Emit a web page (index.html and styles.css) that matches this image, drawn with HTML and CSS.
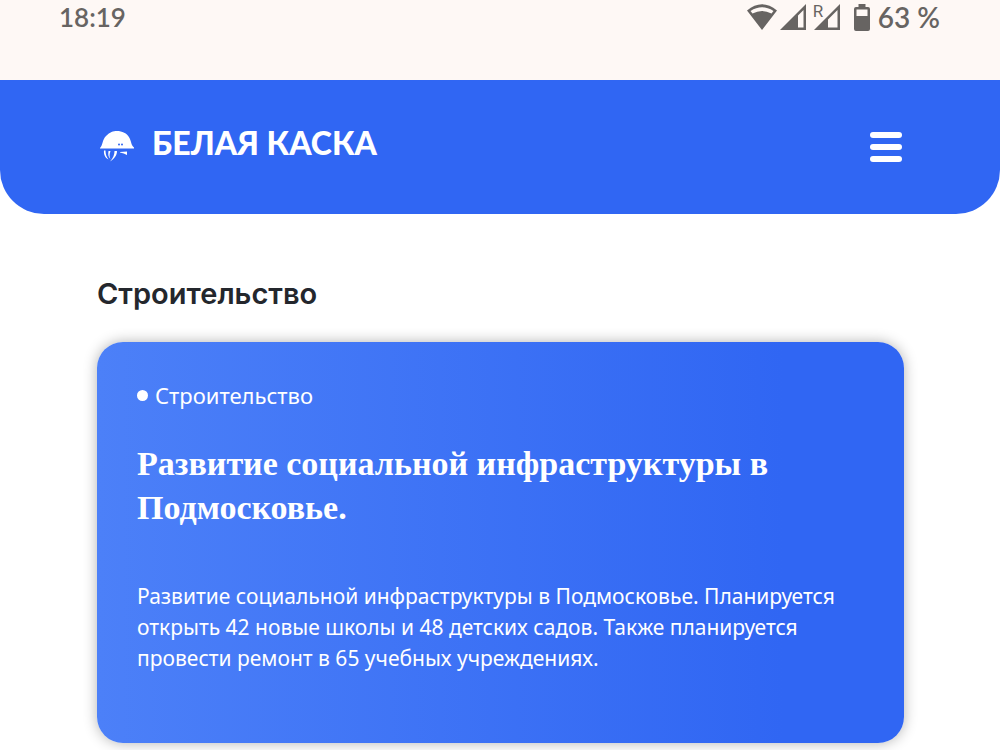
FILE: index.html
```
<!DOCTYPE html>
<html lang="ru">
<head>
  <meta charset="UTF-8">
  <meta name="viewport" content="width=device-width, initial-scale=1.0">
  <title>Белая Каска</title>
  <link rel="stylesheet" href="styles.css">
</head>
<body>

  <!-- Status bar -->
  <div class="status-bar">
    <span class="time">18:19</span>
    <div class="status-icons">
      <svg class="wifi" width="30" height="26" viewBox="0 0 30 26">
        <path fill-rule="evenodd" d="M0 6.500Q15-6 30 6.500L15 26ZM3.500 7L5.500 9.500Q15 4.500 24.500 9.500L26.500 7Q15-.5 3.500 7Z"/>
      </svg>
      <svg class="signal" width="26" height="26" viewBox="0 0 26 26">
        <path fill-rule="evenodd" d="M26 0V26H0ZM23.500 6L18 11.500V23.500H23.500Z"/>
      </svg>
      <div class="roaming">
        <span class="roaming-label">R</span>
        <svg width="26" height="26" viewBox="0 0 26 26">
          <path fill-rule="evenodd" d="M26 0V26H0ZM23.500 6L14 15.500V23.500H23.500Z"/>
        </svg>
      </div>
      <svg class="battery" width="16" height="27" viewBox="0 0 16 27">
        <path fill-rule="evenodd" d="M4.500 0H11.500V3H14Q16 3 16 5V25Q16 27 14 27H2Q0 27 0 25V5Q0 3 2 3H4.500ZM2.500 5.500V12H13.500V5.500Z"/>
      </svg>
      <span class="percent">63 %</span>
    </div>
  </div>

  <!-- Header -->
  <header class="header">
    <a class="logo" href="#">
      <svg width="34" height="32" viewBox="0 0 34 32">
        <path d="M0 17C3 14 2 9 6 5C10 1 13 0 17 0C22 0 27 2 29.500 7C31.500 11 31 14 34 16.500V17.500H0Z"/>
        <path d="M4 19.500H5.500C5.500 23 6.500 26 8.500 28.500C5 27 3.500 23 4 19.500ZM8.500 20H10.500C9 24 9.500 26 10.500 28C8 26 8 23 8.500 20ZM14.500 20H17C17 24.500 14 28 10 30.500C13 27 14.500 24 14.500 20ZM20 21L27 20.500V24Q24 22 20 21.500Z"/>
        <circle class="dot" cx="19" cy="13.500" r="1"/>
        <circle class="dot" cx="22" cy="13.500" r="1"/>
      </svg>
      <span>БЕЛАЯ КАСКА</span>
    </a>
    <button class="menu-button" aria-label="Меню">
      <span></span>
      <span></span>
      <span></span>
    </button>
  </header>

  <!-- News section -->
  <main class="content">
    <h1 class="section-title">Строительство</h1>
    <article class="card">
      <div class="category">Строительство</div>
      <h2 class="card-title">Развитие социальной инфраструктуры в Подмосковье.</h2>
      <p class="card-text">Развитие социальной инфраструктуры в Подмосковье. Планируется открыть 42 новые школы и 48 детских садов. Также планируется провести ремонт в 65 учебных учреждениях.</p>
    </article>
  </main>

</body>
</html>
```
FILE: styles.css
```
* {
  box-sizing: border-box;
}

body {
  margin: 0;
  background: #fff;
  font-family: "Noto Sans", sans-serif;
  overflow: hidden;
}

/* Status bar */
.status-bar {
  display: flex;
  justify-content: space-between;
  height: 80px;
  padding: 0 60px 0 59px;
  background: #fef8f5;
  color: #676462;
  font-family: Lato, sans-serif;
  font-size: 28px;
  font-weight: 600;
  line-height: 34px;
}

.time {
  font-size: 26px;
}

.status-icons {
  display: flex;
  align-items: center;
  height: 34px;
  fill: #676462;
}

.signal {
  margin-left: 3px;
}

.roaming {
  position: relative;
  display: flex;
  margin-left: 8px;
}

.roaming-label {
  position: absolute;
  top: -1px;
  left: -1px;
  font-family: Roboto, sans-serif;
  font-size: 17px;
  font-weight: 400;
  line-height: 16px;
}

.battery {
  margin-left: 14px;
}

.percent {
  margin-left: 8px;
}

/* Header */
.header {
  display: flex;
  justify-content: space-between;
  align-items: center;
  height: 134px;
  padding: 0 98px 0 100px;
  border-radius: 0 0 44px 44px;
  background: #3066f3;
}

.logo {
  display: flex;
  align-items: flex-start;
  gap: 18px;
  color: #fff;
  font-family: Lato, sans-serif;
  font-size: 32px;
  font-weight: 900;
  line-height: 24px;
  text-decoration: none;
  fill: #fff;
}

.logo .dot {
  fill: #3066f3;
}

.menu-button {
  display: flex;
  flex-direction: column;
  gap: 6px;
  padding: 0;
  border: none;
  background: none;
  cursor: pointer;
}

.menu-button span {
  width: 32px;
  height: 6px;
  border-radius: 3px;
  background: #fff;
}

/* News section */
.content {
  padding: 60px 96px 7px 97px;
}

.section-title {
  margin: 0 0 28px;
  color: #24272d;
  font-family: Inter, sans-serif;
  font-size: 29px;
  font-weight: 600;
  line-height: 40px;
}

.card {
  padding: 38px 40px 69px;
  border-radius: 26px;
  background: linear-gradient(90deg, #4c80f8, #3066f3 85%);
  box-shadow: 0 0 14px rgba(0, 0, 0, 0.3);
  color: #fff;
}

.category {
  display: flex;
  align-items: center;
  gap: 7px;
  font-size: 22px;
  line-height: 30px;
}

.category::before {
  content: "";
  width: 11px;
  height: 11px;
  border-radius: 50%;
  background: #fff;
}

.card-title {
  margin: 32px 0 51px;
  font-family: "Liberation Serif", serif;
  font-size: 34px;
  font-weight: 700;
  line-height: 44px;
}

.card-text {
  margin: 0;
  font-size: 21px;
  line-height: 31px;
}
```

Your goal
Repeat the material exactly as it reads, without any of its pictures.

Result for this task
Emit a web page (index.html and styles.css) that matches this image, drawn with HTML and CSS.
FILE: index.html
```
<!DOCTYPE html>
<html lang="ru">
<head>
  <meta charset="UTF-8">
  <meta name="viewport" content="width=device-width, initial-scale=1.0">
  <title>Белая Каска</title>
  <link rel="stylesheet" href="styles.css">
</head>
<body>

  <!-- Status bar -->
  <div class="status-bar">
    <span class="time">18:19</span>
    <div class="status-icons">
      <svg class="wifi" width="30" height="26" viewBox="0 0 30 26">
        <path fill-rule="evenodd" d="M0 6.500Q15-6 30 6.500L15 26ZM3.500 7L5.500 9.500Q15 4.500 24.500 9.500L26.500 7Q15-.5 3.500 7Z"/>
      </svg>
      <svg class="signal" width="26" height="26" viewBox="0 0 26 26">
        <path fill-rule="evenodd" d="M26 0V26H0ZM23.500 6L18 11.500V23.500H23.500Z"/>
      </svg>
      <div class="roaming">
        <span class="roaming-label">R</span>
        <svg width="26" height="26" viewBox="0 0 26 26">
          <path fill-rule="evenodd" d="M26 0V26H0ZM23.500 6L14 15.500V23.500H23.500Z"/>
        </svg>
      </div>
      <svg class="battery" width="16" height="27" viewBox="0 0 16 27">
        <path fill-rule="evenodd" d="M4.500 0H11.500V3H14Q16 3 16 5V25Q16 27 14 27H2Q0 27 0 25V5Q0 3 2 3H4.500ZM2.500 5.500V12H13.500V5.500Z"/>
      </svg>
      <span class="percent">63 %</span>
    </div>
  </div>

  <!-- Header -->
  <header class="header">
    <a class="logo" href="#">
      <svg width="34" height="32" viewBox="0 0 34 32">
        <path d="M0 17C3 14 2 9 6 5C10 1 13 0 17 0C22 0 27 2 29.500 7C31.500 11 31 14 34 16.500V17.500H0Z"/>
        <path d="M4 19.500H5.500C5.500 23 6.500 26 8.500 28.500C5 27 3.500 23 4 19.500ZM8.500 20H10.500C9 24 9.500 26 10.500 28C8 26 8 23 8.500 20ZM14.500 20H17C17 24.500 14 28 10 30.500C13 27 14.500 24 14.500 20ZM20 21L27 20.500V24Q24 22 20 21.500Z"/>
        <circle class="dot" cx="19" cy="13.500" r="1"/>
        <circle class="dot" cx="22" cy="13.500" r="1"/>
      </svg>
      <span>БЕЛАЯ КАСКА</span>
    </a>
    <button class="menu-button" aria-label="Меню">
      <span></span>
      <span></span>
      <span></span>
    </button>
  </header>

  <!-- News section -->
  <main class="content">
    <h1 class="section-title">Строительство</h1>
    <article class="card">
      <div class="category">Строительство</div>
      <h2 class="card-title">Развитие социальной инфраструктуры в Подмосковье.</h2>
      <p class="card-text">Развитие социальной инфраструктуры в Подмосковье. Планируется открыть 42 новые школы и 48 детских садов. Также планируется провести ремонт в 65 учебных учреждениях.</p>
    </article>
  </main>

</body>
</html>
```
FILE: styles.css
```
* {
  box-sizing: border-box;
}

body {
  margin: 0;
  background: #fff;
  font-family: "Noto Sans", sans-serif;
  overflow: hidden;
}

/* Status bar */
.status-bar {
  display: flex;
  justify-content: space-between;
  height: 80px;
  padding: 0 60px 0 59px;
  background: #fef8f5;
  color: #676462;
  font-family: Lato, sans-serif;
  font-size: 28px;
  font-weight: 600;
  line-height: 34px;
}

.time {
  font-size: 26px;
}

.status-icons {
  display: flex;
  align-items: center;
  height: 34px;
  fill: #676462;
}

.signal {
  margin-left: 3px;
}

.roaming {
  position: relative;
  display: flex;
  margin-left: 8px;
}

.roaming-label {
  position: absolute;
  top: -1px;
  left: -1px;
  font-family: Roboto, sans-serif;
  font-size: 17px;
  font-weight: 400;
  line-height: 16px;
}

.battery {
  margin-left: 14px;
}

.percent {
  margin-left: 8px;
}

/* Header */
.header {
  display: flex;
  justify-content: space-between;
  align-items: center;
  height: 134px;
  padding: 0 98px 0 100px;
  border-radius: 0 0 44px 44px;
  background: #3066f3;
}

.logo {
  display: flex;
  align-items: flex-start;
  gap: 18px;
  color: #fff;
  font-family: Lato, sans-serif;
  font-size: 32px;
  font-weight: 900;
  line-height: 24px;
  text-decoration: none;
  fill: #fff;
}

.logo .dot {
  fill: #3066f3;
}

.menu-button {
  display: flex;
  flex-direction: column;
  gap: 6px;
  padding: 0;
  border: none;
  background: none;
  cursor: pointer;
}

.menu-button span {
  width: 32px;
  height: 6px;
  border-radius: 3px;
  background: #fff;
}

/* News section */
.content {
  padding: 60px 96px 7px 97px;
}

.section-title {
  margin: 0 0 28px;
  color: #24272d;
  font-family: Inter, sans-serif;
  font-size: 29px;
  font-weight: 600;
  line-height: 40px;
}

.card {
  padding: 38px 40px 69px;
  border-radius: 26px;
  background: linear-gradient(90deg, #4c80f8, #3066f3 85%);
  box-shadow: 0 0 14px rgba(0, 0, 0, 0.3);
  color: #fff;
}

.category {
  display: flex;
  align-items: center;
  gap: 7px;
  font-size: 22px;
  line-height: 30px;
}

.category::before {
  content: "";
  width: 11px;
  height: 11px;
  border-radius: 50%;
  background: #fff;
}

.card-title {
  margin: 32px 0 51px;
  font-family: "Liberation Serif", serif;
  font-size: 34px;
  font-weight: 700;
  line-height: 44px;
}

.card-text {
  margin: 0;
  font-size: 21px;
  line-height: 31px;
}
```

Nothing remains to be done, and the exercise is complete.